SPOKANE, Wash. — A judge has declared nearly 470 square miles of national forest land in northern Idaho off-limits to snowmobiles in an effort to save the last mountain caribou herd in the contiguous 48 states.


U.S. District Judge Robert H. Whaley, in a ruling Friday, banned the vehicles throughout a caribou recovery zone in the Idaho Panhandle National Forests until the U.S. Forest Service develops a winter recreation strategy taking into account the impact of the loud, exhaust-spewing devices on the herd.

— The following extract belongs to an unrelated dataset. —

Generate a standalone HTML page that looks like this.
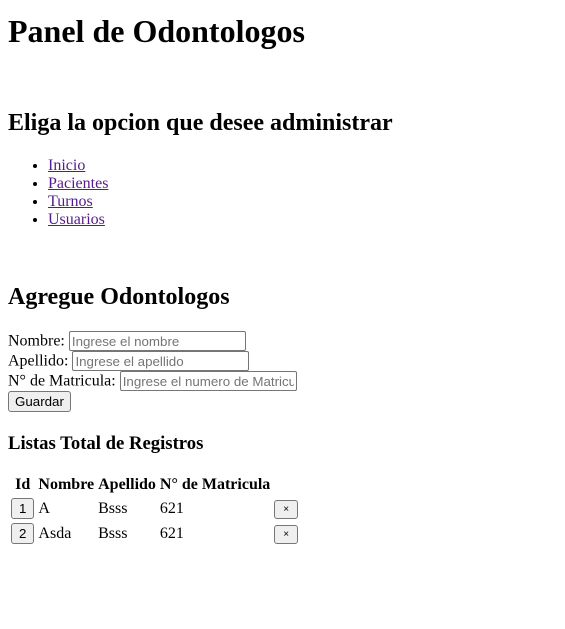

Estimates of the herd in the Selkirk Mountains, which extend from Priest Lake, Idaho into British Columbia, run to about three dozen animals, a "precarious finger-hold" on survival, Whaley wrote.


Citing aerial photographs that show snowmobile tracks crisscrossing caribou routes to vital feeding areas, the judge added, "The court chooses to be overprotective rather than under-protective."


Environmental groups have sought to ban snowmobiles to protect the endangered animals, citing evidence that the noisy vehicles scare caribou from feeding and calving grounds. They also contend the compacted snowmobile trails and tracks allow predators to hunt caribou in the deep snow which normally offers them protection.


Snowmobile interests have countered that the herd has shrunk over the decades mostly because of past logging, backcountry skiing and global warming, adding that as few as two or three caribou from the herd have been seen south of the border in recent years.


The ban does not apply to hundreds of miles of state-owned land east of Priest Lake and offers a slim chance that limited snowmobiling might still be allowed in part of the recovery zone. Whaley gave environmental groups and the forest service a week to develop a proposal for a more trail-specific approach.